Chevron did not confirm or deny the latest attack, but said investigations were under way.

Chevron is “not speculating on any comment while investigations are being undertaken,” a company spokesman, Scott Walker, said in a statement to AFP.

Monday’s operations were the latest in a series of MEND attacks on Niger Delta facilities run by the US oil giant designed to demonstrate that a recent government crackdown in the region has had no effect on its ability to operate.

One attack in May cost Chevron 100,000 barrels a day in lost production.

MEND, which says it is fighting for a fairer distribution of oil wealth to local people, said it would keep up its operations until oil production in the country had been brought to a halt.
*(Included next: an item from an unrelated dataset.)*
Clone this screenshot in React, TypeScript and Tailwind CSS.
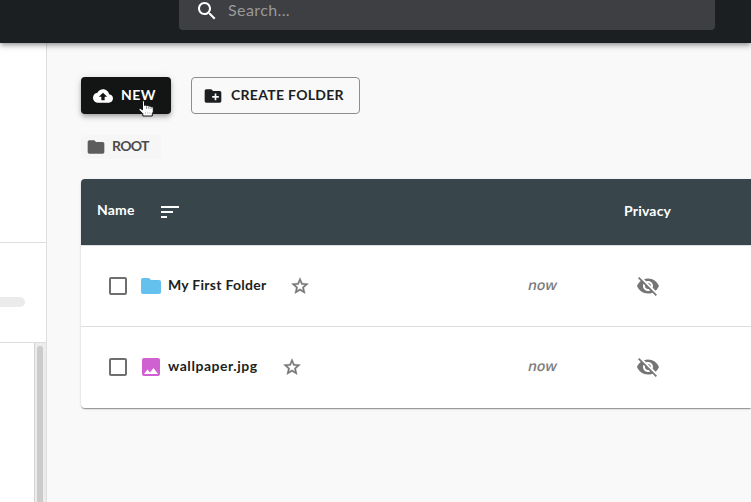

“We hope that by the time the oil and gas exports come to zero, Nigeria will maintain those positions from the export of groundnut oil,” it said.

Since 2006, MEND has been sabotaging oil industry infrastructure and abducting oil workers, to the extent that it has seriously disrupted Nigeria’s oil production.

MEND announced last June 7 the launch of what it called an “oil war” after several weeks of clashes with troops who promised to rid the militants of the region.

Overall, the unrest has caused oil production — Nigeria’s main export — to fall by nearly a third, from 2.6 million barrels a day in 2006 to 1.8 million currently.

Nigeria derives more than 95 percent of its foreign exchange earnings from crude production in the Niger Delta region, according to official figures.